Когда царица зашла навестить меня, она сказала, что все сходство с моим отцом сводится к манере ходить с постной миной, а затем отрицать, что у меня что-то болит. Я попытался настаивать, что мое плечо действительно не очень болит, но она только рассмеялась и ушла.
Еще через неделю, когда мне разрешили выбраться из постели и сидеть в кресле, она снова пришла в гости и задержалась на минуту или две. Вечернее солнце заходило за склон Гефестии, наполняя комнату оранжевым светом.
— Софос посетил ваш семейный храм Евгенидеса, — сообщила она. — Больше всего он восхищался серьгами, особенно изумрудными кабошонами княгини Алении.
Кто-то должен был рассказать мальчику, как гневалась княгиня, когда я увел те изумруды, так сказать, у нее из-под носа. Я подозревал, что это была сама царица.
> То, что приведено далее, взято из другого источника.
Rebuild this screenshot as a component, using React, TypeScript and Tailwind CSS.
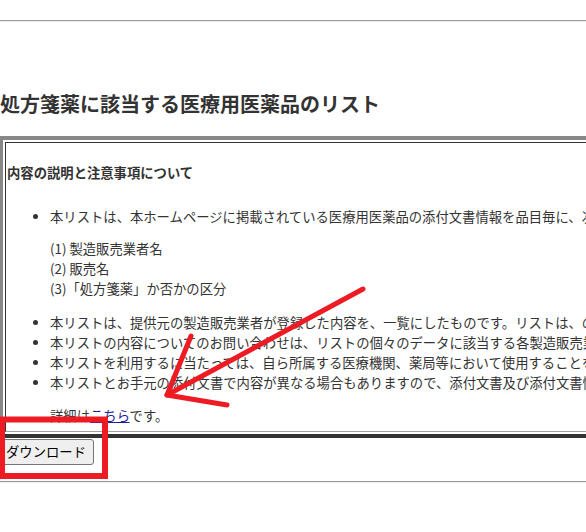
export default function App() {
  return (
    <div className="relative w-[586px] h-[532px] overflow-hidden bg-white text-[#333] font-['Noto_Sans_CJK_JP','Noto_Sans',sans-serif]">
      <div className="pt-5">
        <hr className="border-0 border-t border-t-[#9a9a9a] border-b border-b-[#eeeeee]" />
      </div>

      <h1 className="mt-[68px] whitespace-nowrap text-[20px] leading-7 font-bold">
        処方箋薬に該当する医療用医薬品のリスト
      </h1>

      {/* table with outset border */}
      <div className="ml-[-1px] mt-[18px] w-[980px] border-t-4 border-l-4 border-b-4 border-t-[#888] border-l-[#888] border-b-[#333] p-[2px]">
        <div className="border-t border-l border-b border-r border-t-[#333] border-l-[#333] border-b-[#a0a0a0] border-r-[#a0a0a0] pt-5 pb-[5px] pl-px text-[13.33px] leading-5 whitespace-nowrap">
          <p className="font-bold">内容の説明と注意事項について</p>

          <ul className="mt-6 list-disc pl-[43px]">
            <li>本リストは、本ホームページに掲載されている医療用医薬品の添付文書情報を品目毎に、次の項目で整理したものです。</li>
          </ul>

          <div className="mt-3 pl-[43px]">
            <p>(1) 製造販売業者名</p>
            <p>(2) 販売名</p>
            <p>(3)「処方箋薬」か否かの区分</p>
          </div>

          <ul className="mt-[14px] list-disc pl-[43px]">
            <li>本リストは、提供元の製造販売業者が登録した内容を、一覧にしたものです。リストは、の内容を確認の上ご利用ください。</li>
            <li>本リストの内容についてのお問い合わせは、リストの個々のデータに該当する各製造販売業者へお願いします。</li>
            <li>本リストを利用するに当たっては、自ら所属する医療機関、薬局等において使用することを前提としてください。</li>
            <li>本リストとお手元の添付文書で内容が異なる場合もありますので、添付文書及び添付文書情報をご確認ください。</li>
          </ul>

          <p className="mt-[13px] pl-[43px]">
            詳細は<a href="#" className="text-[#1f1f9c] underline">こちら</a>です。
          </p>
        </div>
      </div>

      <button className="ml-[-1px] mt-px h-[26px] w-[95px] rounded-[3px] border border-[#767676] bg-[#efefef] px-[6px] text-left text-[13.33px] text-black">
        ダウンロード
      </button>

      <hr className="mt-4 border-0 border-t border-t-[#9a9a9a] border-b border-b-[#eeeeee]" />

      {/* red annotation marks */}
      <svg className="pointer-events-none absolute inset-0" width="586" height="532" viewBox="0 0 586 532">
        <g stroke="#ed1c24" strokeWidth="6" fill="none" strokeLinecap="square">
          <rect x="2" y="419.5" width="103" height="56.5" />
        </g>
        <g stroke="#ed1c24" strokeWidth="5" fill="none" strokeLinecap="round" strokeLinejoin="round">
          <path d="M363 289 L167 395" />
          <path d="M191 336 L167 395 L227 405" />
        </g>
      </svg>
    </div>
  );
}
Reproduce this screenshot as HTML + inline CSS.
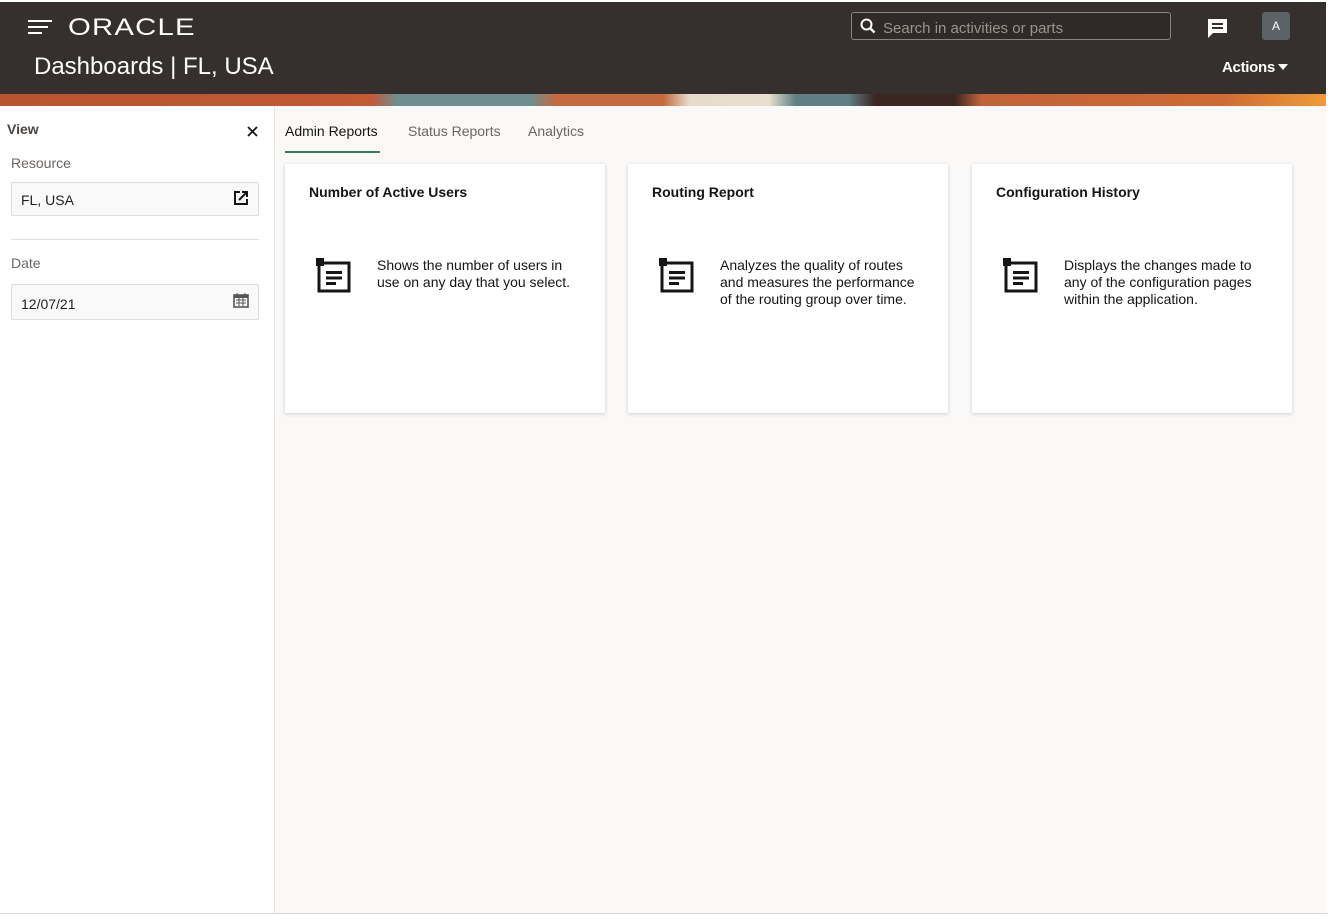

Я признал, что с его стороны было немного странно восхищаться подношениями богу, в которого он не верил.
— Да уж, — согласилась она.
Мы оба по очереди рассматривали Дар, снова и снова поворачивая его в руках.
— Ты будешь его носить? — спросил я.
— Мне кажется, я не смогу, — сказала она.
— Тогда где ты будешь его хранить?
Храм исчез, вернуть Дар туда было невозможно. Она довольно долго молчала.
— Я собираюсь отнести его на Священную Гору и бросить в огонь Гефестии.
— Уничтожишь его? — я был поражен.
— Да, верну Богине. Приглашу свидетелей из Суниса и Аттолии, и когда его не станет, трон Эддиса будет передаваться тем же порядком, как в других странах. — она посмотрел на меня. — Так сказала мне Мойра.
Я кивнул, вспомнив посланницу богов в ее длинном белом пеплуме.
— Это не могло продолжаться вечно, — тихо сказала она. — Дар не принадлежит нашему миру.
— Через сто лет никто уже не будет верить в его существование, — заметил я.
— Но ты будешь по-прежнему знаменит.
— Ох, не знаю, — ответил я.
В последнее время слава потеряла для меня былую привлекательность.
— Будешь, будешь. Потому что ты запишешь эту историю и поставишь книгу на полку в своей библиотеке. Но сначала все расскажешь мне, — сказала она. — Я хочу знать то, что неизвестно халдею.
Было большим облегчением рассказать ей все о тюрьме и храме, о том, как я относился к халдею в начале нашей экспедиции и в конце ее. Каково оказаться в центре внимания богов и стать их инструментом изменения мира. Неприятные ощущения, должен признаться.
Она заходила урывками в течение многих дней, находя время в перерывах между исполнением царских обязанностей и встречами с министрами, но она хотела услышать всю мою историю. Через несколько месяцев я честно записал все, что помнил. Я покажу книгу ей и спрошу, что она думает. Может быть, я пошлю копию халдею в Сунис.
— Между прочим, Софос считал, что ты хочешь жениться на мне.
— Я думал, что ты выйдешь замуж за Софоса.